:: WHAT TO WORK ON ::
Across the entries below, how many lines contain the word "screenshot"? Give the number alone.

:: DATA TO USE ::

★ ★ ★ ★

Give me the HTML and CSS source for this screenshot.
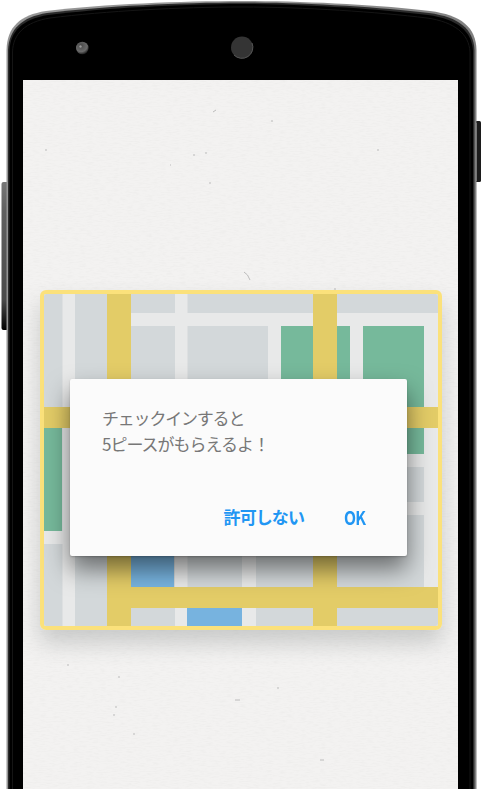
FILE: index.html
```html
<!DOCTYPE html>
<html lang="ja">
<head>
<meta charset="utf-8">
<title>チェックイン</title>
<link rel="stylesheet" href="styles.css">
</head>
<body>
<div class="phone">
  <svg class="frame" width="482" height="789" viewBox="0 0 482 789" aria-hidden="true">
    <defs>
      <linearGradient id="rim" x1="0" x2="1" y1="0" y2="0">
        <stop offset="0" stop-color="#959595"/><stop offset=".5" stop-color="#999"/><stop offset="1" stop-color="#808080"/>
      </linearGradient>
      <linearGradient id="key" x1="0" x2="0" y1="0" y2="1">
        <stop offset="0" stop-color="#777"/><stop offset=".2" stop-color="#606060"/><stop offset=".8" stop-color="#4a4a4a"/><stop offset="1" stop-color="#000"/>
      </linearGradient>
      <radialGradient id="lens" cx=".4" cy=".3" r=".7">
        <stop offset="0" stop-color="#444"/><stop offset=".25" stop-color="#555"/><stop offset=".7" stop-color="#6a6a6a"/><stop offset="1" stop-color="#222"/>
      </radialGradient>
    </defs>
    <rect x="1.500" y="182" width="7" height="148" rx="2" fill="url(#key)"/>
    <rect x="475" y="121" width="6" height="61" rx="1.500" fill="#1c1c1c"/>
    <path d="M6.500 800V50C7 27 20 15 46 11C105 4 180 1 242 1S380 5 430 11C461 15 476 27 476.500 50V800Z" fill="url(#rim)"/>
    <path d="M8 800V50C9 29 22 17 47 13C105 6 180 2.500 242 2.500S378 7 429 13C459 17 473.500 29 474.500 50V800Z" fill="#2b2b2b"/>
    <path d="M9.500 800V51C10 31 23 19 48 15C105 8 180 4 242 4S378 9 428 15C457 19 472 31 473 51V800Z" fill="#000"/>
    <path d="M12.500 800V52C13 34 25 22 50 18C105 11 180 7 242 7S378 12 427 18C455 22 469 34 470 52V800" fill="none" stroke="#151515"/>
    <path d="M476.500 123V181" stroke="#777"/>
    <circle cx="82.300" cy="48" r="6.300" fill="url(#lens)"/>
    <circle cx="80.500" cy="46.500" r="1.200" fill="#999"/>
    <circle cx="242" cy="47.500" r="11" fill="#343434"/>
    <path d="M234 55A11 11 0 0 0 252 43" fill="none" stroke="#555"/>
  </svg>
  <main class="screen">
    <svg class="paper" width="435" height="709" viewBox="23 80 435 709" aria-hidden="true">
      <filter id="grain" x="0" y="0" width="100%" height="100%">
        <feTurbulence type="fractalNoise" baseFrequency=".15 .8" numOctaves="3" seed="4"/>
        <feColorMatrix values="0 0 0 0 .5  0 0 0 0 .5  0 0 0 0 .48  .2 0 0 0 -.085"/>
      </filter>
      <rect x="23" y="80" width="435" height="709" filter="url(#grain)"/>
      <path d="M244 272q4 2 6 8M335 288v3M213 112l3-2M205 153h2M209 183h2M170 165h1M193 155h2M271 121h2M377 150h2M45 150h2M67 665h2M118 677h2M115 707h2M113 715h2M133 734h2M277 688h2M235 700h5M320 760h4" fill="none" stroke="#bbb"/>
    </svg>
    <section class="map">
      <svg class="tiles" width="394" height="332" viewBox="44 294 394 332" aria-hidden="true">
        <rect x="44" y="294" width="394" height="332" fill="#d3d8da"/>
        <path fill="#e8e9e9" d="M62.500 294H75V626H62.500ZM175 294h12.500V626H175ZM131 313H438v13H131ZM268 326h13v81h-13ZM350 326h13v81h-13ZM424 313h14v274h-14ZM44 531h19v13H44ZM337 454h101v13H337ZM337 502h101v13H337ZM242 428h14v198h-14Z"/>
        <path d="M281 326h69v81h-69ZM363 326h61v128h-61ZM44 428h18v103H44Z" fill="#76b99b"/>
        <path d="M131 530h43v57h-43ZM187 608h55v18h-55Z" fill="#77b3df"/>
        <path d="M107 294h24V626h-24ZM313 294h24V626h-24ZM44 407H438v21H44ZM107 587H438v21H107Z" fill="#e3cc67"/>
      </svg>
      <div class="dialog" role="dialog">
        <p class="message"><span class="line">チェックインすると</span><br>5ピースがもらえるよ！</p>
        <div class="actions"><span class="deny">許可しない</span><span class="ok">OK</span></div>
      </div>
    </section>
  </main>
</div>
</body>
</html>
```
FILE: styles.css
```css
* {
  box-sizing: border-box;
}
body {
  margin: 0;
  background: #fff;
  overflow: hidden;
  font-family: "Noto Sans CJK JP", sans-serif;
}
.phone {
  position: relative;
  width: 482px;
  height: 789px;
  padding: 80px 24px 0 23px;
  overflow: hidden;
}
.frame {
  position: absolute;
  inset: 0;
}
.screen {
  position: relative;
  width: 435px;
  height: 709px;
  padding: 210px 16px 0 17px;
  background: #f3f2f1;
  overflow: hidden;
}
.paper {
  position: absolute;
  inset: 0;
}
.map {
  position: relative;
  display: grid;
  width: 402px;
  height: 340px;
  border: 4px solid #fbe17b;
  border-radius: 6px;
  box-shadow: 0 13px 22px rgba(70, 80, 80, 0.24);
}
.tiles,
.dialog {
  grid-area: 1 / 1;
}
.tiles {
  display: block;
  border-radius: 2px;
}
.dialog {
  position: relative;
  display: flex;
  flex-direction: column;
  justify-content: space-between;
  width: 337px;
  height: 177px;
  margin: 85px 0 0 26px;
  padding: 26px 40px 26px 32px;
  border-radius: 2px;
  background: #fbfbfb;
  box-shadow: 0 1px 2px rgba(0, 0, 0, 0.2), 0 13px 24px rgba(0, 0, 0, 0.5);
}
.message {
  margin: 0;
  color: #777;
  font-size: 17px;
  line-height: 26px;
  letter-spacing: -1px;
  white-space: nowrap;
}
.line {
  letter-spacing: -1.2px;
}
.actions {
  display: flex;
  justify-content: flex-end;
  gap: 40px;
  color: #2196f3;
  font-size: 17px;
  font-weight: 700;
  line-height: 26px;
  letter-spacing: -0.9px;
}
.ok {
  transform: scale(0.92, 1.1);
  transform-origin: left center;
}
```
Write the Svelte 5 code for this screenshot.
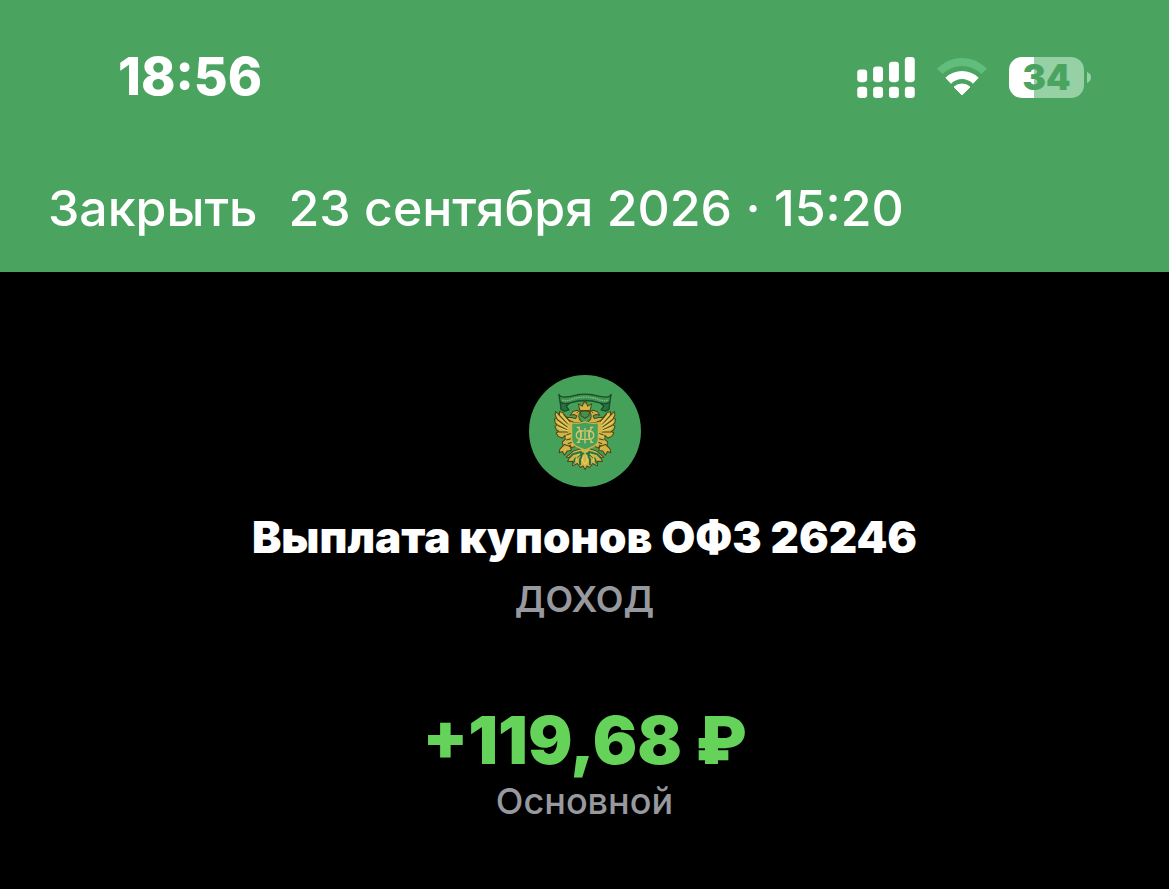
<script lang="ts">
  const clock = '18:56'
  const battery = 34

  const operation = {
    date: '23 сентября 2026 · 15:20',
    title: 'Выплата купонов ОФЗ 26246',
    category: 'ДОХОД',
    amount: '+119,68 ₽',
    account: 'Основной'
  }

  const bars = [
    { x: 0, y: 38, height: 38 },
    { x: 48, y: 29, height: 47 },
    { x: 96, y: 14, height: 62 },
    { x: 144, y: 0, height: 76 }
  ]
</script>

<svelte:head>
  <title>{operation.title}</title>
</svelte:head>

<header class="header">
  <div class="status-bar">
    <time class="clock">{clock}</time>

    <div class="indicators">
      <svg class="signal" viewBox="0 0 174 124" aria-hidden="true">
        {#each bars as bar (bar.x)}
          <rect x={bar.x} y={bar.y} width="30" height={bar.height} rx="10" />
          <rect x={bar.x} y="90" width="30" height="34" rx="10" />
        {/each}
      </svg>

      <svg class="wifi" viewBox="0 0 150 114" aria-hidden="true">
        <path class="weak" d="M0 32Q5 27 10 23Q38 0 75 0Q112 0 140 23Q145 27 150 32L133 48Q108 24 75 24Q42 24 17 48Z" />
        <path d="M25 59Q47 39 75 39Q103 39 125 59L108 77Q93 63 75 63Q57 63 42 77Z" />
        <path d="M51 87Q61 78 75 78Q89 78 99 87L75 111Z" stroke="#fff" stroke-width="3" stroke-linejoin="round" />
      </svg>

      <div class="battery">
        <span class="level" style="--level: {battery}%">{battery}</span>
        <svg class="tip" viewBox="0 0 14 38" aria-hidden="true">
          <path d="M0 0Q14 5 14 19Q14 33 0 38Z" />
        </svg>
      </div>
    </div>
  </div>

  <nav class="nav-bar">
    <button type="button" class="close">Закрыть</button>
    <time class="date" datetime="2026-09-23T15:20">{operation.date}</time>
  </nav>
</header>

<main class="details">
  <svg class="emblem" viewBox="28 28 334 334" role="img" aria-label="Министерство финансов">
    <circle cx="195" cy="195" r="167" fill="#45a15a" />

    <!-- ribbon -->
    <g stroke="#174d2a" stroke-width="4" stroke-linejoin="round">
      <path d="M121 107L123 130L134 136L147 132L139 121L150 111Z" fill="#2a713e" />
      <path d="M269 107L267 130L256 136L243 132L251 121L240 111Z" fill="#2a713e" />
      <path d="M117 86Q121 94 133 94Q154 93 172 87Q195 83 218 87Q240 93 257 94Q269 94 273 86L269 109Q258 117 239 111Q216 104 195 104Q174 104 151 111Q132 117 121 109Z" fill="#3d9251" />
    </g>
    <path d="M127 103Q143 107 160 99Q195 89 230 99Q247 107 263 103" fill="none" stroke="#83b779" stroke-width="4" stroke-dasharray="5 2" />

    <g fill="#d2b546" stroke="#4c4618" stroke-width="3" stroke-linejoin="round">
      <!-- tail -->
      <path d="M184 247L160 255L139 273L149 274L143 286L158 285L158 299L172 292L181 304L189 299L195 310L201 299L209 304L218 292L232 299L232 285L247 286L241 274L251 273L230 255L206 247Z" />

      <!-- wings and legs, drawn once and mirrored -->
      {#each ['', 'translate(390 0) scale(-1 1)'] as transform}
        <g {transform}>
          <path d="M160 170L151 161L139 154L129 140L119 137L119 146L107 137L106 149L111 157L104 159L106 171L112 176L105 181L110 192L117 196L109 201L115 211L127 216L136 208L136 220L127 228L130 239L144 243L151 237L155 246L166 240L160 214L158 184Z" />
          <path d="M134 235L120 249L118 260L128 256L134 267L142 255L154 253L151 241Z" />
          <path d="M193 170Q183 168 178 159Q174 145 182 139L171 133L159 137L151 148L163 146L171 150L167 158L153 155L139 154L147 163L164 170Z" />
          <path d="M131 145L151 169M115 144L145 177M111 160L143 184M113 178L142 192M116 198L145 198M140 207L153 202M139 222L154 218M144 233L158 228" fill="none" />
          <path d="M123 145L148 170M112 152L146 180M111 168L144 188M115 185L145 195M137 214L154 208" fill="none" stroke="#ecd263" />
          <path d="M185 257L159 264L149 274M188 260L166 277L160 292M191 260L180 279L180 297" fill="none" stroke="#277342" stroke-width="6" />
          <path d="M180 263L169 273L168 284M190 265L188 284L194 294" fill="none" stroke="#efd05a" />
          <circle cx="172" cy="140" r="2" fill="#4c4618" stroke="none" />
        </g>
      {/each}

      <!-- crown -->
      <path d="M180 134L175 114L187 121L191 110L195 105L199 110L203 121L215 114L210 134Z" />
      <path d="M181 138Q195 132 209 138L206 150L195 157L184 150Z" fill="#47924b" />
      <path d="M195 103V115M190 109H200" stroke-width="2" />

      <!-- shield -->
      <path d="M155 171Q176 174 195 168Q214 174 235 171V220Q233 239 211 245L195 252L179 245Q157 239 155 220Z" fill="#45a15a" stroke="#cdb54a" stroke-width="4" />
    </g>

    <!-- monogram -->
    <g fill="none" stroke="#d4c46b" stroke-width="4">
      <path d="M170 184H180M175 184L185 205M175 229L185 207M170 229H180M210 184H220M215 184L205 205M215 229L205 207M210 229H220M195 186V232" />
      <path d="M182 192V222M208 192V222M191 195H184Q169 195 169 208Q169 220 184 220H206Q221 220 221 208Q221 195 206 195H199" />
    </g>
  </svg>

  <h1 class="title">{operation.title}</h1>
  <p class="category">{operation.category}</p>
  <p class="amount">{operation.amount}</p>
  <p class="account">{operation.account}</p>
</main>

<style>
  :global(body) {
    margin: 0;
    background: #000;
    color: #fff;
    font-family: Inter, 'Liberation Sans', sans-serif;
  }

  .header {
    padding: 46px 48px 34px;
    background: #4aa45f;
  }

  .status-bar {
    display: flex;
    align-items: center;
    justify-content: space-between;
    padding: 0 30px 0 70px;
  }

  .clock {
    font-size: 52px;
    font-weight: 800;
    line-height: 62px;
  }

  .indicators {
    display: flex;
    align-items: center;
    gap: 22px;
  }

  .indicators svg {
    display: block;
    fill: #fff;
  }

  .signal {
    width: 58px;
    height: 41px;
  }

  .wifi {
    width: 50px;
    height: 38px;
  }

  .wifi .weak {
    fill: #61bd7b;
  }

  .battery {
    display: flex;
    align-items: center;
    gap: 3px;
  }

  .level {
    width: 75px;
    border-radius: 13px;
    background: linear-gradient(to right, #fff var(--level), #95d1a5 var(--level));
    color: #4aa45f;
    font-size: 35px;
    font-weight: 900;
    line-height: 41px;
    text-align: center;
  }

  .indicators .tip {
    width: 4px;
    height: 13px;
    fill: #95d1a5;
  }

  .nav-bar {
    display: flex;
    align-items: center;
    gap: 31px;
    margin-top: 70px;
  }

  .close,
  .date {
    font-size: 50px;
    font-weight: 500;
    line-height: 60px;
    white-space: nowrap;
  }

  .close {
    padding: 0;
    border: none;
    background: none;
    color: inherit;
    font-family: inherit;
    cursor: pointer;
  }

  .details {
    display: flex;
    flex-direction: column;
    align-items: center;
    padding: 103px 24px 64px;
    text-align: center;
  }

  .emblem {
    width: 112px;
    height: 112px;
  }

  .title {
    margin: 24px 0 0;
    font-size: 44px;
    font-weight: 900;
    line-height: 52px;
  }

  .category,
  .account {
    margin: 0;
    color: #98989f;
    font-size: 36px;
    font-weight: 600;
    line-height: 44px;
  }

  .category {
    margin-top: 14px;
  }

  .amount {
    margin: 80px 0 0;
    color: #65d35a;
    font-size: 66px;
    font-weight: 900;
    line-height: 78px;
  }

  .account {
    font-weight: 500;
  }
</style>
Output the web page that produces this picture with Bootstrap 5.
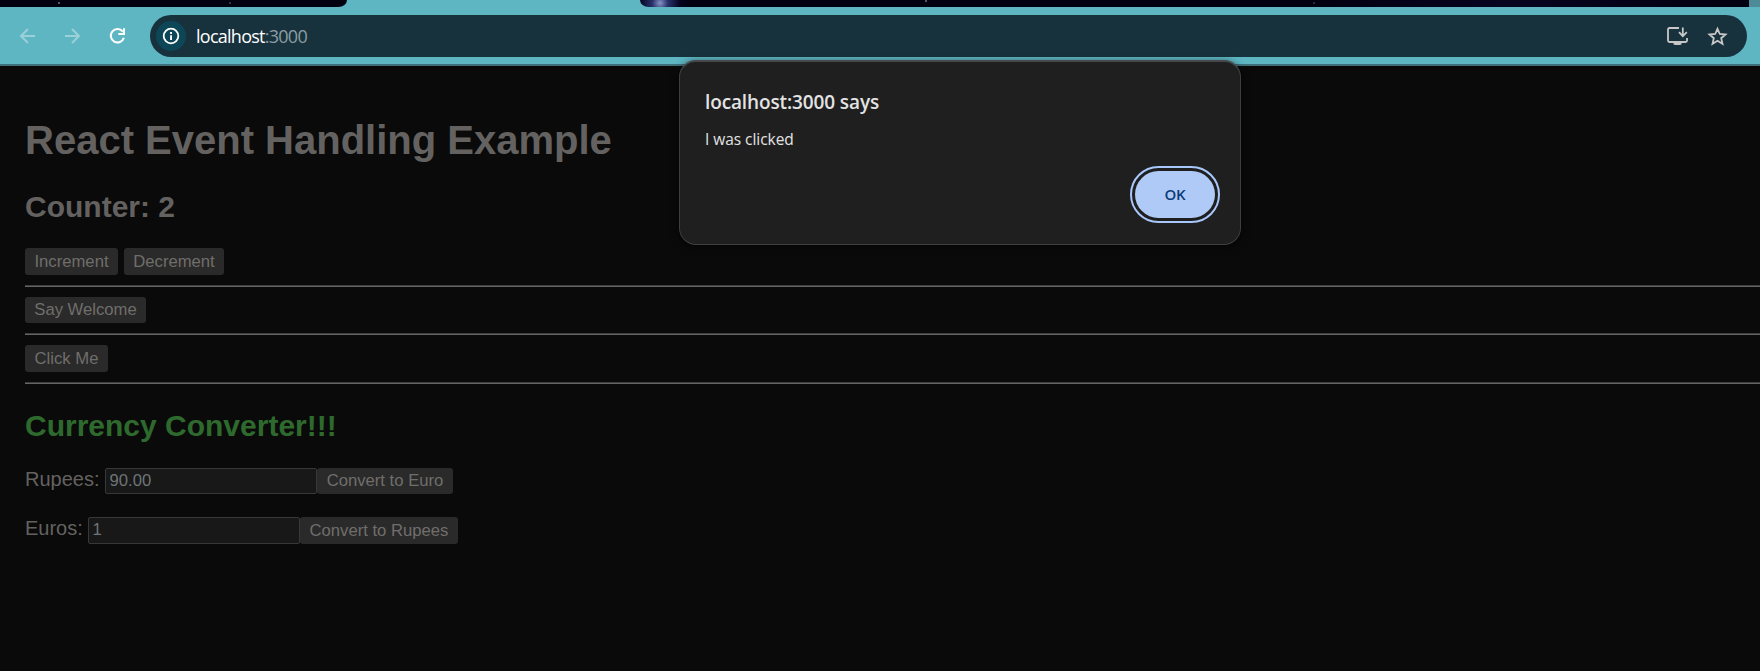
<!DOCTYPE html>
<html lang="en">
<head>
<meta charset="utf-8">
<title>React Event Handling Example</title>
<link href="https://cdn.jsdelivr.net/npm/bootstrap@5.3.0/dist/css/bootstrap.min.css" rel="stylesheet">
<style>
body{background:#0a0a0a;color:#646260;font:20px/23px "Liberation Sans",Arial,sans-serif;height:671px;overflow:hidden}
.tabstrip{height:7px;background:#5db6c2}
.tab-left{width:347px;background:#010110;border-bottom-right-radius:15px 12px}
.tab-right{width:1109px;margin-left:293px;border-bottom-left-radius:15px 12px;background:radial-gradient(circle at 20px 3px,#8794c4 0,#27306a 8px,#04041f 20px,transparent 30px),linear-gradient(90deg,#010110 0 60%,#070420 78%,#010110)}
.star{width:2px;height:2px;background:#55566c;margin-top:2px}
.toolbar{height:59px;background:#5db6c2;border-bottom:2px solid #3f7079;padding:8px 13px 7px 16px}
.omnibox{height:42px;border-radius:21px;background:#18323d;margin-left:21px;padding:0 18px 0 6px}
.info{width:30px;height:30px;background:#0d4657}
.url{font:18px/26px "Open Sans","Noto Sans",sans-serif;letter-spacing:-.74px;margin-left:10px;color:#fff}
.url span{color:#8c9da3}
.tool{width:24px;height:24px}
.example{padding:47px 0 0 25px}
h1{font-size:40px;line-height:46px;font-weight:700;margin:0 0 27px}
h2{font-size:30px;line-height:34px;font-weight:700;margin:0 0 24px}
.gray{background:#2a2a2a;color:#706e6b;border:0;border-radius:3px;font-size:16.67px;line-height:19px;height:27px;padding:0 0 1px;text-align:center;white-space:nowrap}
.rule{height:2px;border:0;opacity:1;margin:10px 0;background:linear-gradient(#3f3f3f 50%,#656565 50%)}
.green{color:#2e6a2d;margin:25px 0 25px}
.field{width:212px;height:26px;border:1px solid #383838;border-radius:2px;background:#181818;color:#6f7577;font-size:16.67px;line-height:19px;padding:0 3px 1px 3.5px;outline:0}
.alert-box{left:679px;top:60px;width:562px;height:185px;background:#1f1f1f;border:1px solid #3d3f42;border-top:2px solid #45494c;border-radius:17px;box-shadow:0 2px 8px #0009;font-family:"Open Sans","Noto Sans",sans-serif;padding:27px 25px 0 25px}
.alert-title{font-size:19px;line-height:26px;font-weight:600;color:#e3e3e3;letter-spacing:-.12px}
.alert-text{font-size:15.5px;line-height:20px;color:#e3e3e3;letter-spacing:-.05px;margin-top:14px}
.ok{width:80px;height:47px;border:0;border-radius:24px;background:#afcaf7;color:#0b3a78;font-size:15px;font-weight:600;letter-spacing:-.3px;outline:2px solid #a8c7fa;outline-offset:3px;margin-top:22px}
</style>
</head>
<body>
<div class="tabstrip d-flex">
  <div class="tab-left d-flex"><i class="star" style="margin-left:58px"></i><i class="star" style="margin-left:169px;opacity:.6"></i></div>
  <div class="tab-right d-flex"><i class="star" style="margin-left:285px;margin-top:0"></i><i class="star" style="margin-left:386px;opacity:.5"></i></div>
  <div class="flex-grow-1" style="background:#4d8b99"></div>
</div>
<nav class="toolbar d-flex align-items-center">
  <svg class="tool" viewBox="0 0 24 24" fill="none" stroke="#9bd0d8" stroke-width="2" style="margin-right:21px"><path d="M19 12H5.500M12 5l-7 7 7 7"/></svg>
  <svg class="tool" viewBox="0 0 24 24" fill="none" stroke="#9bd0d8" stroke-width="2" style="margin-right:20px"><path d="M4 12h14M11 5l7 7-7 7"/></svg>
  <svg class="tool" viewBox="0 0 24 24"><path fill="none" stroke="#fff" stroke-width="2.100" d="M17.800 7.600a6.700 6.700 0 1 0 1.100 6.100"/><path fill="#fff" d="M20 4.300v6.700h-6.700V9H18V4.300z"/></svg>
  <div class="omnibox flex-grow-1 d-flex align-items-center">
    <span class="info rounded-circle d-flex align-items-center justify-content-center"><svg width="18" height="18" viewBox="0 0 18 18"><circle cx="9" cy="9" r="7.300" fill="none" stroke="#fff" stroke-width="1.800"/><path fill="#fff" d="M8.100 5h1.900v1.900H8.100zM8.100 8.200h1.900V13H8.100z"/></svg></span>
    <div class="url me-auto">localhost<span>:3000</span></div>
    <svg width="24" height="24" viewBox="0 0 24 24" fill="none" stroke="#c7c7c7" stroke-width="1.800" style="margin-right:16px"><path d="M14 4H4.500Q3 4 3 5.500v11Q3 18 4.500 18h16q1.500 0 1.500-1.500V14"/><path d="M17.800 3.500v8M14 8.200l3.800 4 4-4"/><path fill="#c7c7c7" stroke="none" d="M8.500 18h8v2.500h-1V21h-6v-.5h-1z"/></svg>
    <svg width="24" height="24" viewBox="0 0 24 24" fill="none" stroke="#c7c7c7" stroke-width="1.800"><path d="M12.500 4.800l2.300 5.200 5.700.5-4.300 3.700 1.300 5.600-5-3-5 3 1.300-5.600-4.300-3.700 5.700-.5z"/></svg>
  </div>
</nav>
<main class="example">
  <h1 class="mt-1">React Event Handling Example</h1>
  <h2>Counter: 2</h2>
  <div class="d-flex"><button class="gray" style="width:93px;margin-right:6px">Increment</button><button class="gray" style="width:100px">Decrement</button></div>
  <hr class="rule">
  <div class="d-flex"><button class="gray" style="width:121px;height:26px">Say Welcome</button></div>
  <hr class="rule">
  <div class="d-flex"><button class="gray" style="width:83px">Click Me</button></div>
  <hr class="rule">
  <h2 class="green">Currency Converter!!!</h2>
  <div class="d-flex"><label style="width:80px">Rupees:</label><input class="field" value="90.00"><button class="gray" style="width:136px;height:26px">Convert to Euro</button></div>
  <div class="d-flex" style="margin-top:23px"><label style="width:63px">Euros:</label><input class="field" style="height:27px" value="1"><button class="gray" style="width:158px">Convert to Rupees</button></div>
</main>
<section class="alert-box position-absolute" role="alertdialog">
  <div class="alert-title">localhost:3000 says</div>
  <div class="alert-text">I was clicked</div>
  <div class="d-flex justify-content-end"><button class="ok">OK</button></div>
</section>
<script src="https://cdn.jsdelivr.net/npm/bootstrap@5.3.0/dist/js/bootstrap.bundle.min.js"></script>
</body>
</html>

★ ★ ★ ★

:: SOLVED PROBLEM ::
2